The exercise >> Write out every line of the material as it stands, apart from the pictures.
──────
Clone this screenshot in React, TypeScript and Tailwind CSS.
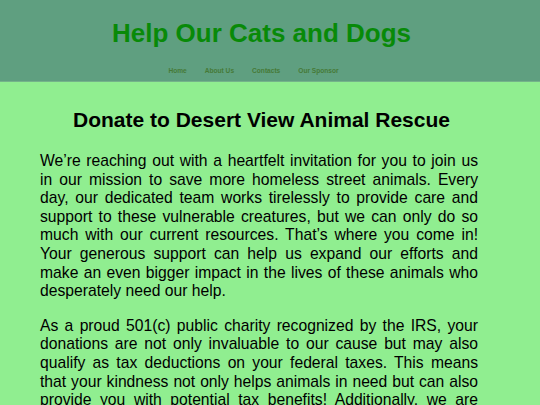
const navItems = ['Home', 'About Us', 'Contacts', 'Our Sponsor'];

export default function App() {
  return (
    <div className="min-h-[405px] bg-[#90ee90] font-['Liberation_Sans',Arial,sans-serif]">
      <header className="bg-[#5f9f80] border-b border-[#74b38a]">
        <div className="w-[523px] pt-[18px] pb-[6px] text-center">
          <h1 className="text-[26px] leading-[30px] font-bold text-[#088a08]">Help Our Cats and Dogs</h1>
          <nav className="mt-[19px] pr-[16px] flex justify-center gap-[18px] text-[6.6px] leading-[8px] font-bold text-[#467a37]">
            {navItems.map(item => (
              <a key={item} href="#" className="">
                {item}
              </a>
            ))}
          </nav>
        </div>
      </header>

      <main className="w-[523px] pt-[26px] px-[40px] text-black">
        <h2 className="text-center text-[21px] leading-[24px] font-bold">Donate to Desert View Animal Rescue</h2>
        <p className="mt-[20px] w-[438px] text-justify text-[15.7px] leading-[18.6px]">
          We’re reaching out with a heartfelt invitation for you to join us in our mission to save more homeless street animals. Every day, our dedicated team works tirelessly to provide care and support to these vulnerable creatures, but we can only do so much with our current resources. That’s where you come in! Your generous support can help us expand our efforts and make an even bigger impact in the lives of these animals who desperately need our help.
        </p>
        <p className="mt-[16px] w-[438px] text-justify [text-align-last:justify] text-[15.7px] leading-[18.6px]">
          As a proud 501(c) public charity recognized by the IRS, your donations are not only invaluable to our cause but may also qualify as tax deductions on your federal taxes. This means that your kindness not only helps animals in need but can also provide you with potential tax benefits! Additionally, we are
        </p>
      </main>
    </div>
  );
}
──────
Result for this task >>
Clone this screenshot in React, TypeScript and Tailwind CSS.
const navItems = ['Home', 'About Us', 'Contacts', 'Our Sponsor'];

export default function App() {
  return (
    <div className="min-h-[405px] bg-[#90ee90] font-['Liberation_Sans',Arial,sans-serif]">
      <header className="bg-[#5f9f80] border-b border-[#74b38a]">
        <div className="w-[523px] pt-[18px] pb-[6px] text-center">
          <h1 className="text-[26px] leading-[30px] font-bold text-[#088a08]">Help Our Cats and Dogs</h1>
          <nav className="mt-[19px] pr-[16px] flex justify-center gap-[18px] text-[6.6px] leading-[8px] font-bold text-[#467a37]">
            {navItems.map(item => (
              <a key={item} href="#" className="">
                {item}
              </a>
            ))}
          </nav>
        </div>
      </header>

      <main className="w-[523px] pt-[26px] px-[40px] text-black">
        <h2 className="text-center text-[21px] leading-[24px] font-bold">Donate to Desert View Animal Rescue</h2>
        <p className="mt-[20px] w-[438px] text-justify text-[15.7px] leading-[18.6px]">
          We’re reaching out with a heartfelt invitation for you to join us in our mission to save more homeless street animals. Every day, our dedicated team works tirelessly to provide care and support to these vulnerable creatures, but we can only do so much with our current resources. That’s where you come in! Your generous support can help us expand our efforts and make an even bigger impact in the lives of these animals who desperately need our help.
        </p>
        <p className="mt-[16px] w-[438px] text-justify [text-align-last:justify] text-[15.7px] leading-[18.6px]">
          As a proud 501(c) public charity recognized by the IRS, your donations are not only invaluable to our cause but may also qualify as tax deductions on your federal taxes. This means that your kindness not only helps animals in need but can also provide you with potential tax benefits! Additionally, we are
        </p>
      </main>
    </div>
  );
}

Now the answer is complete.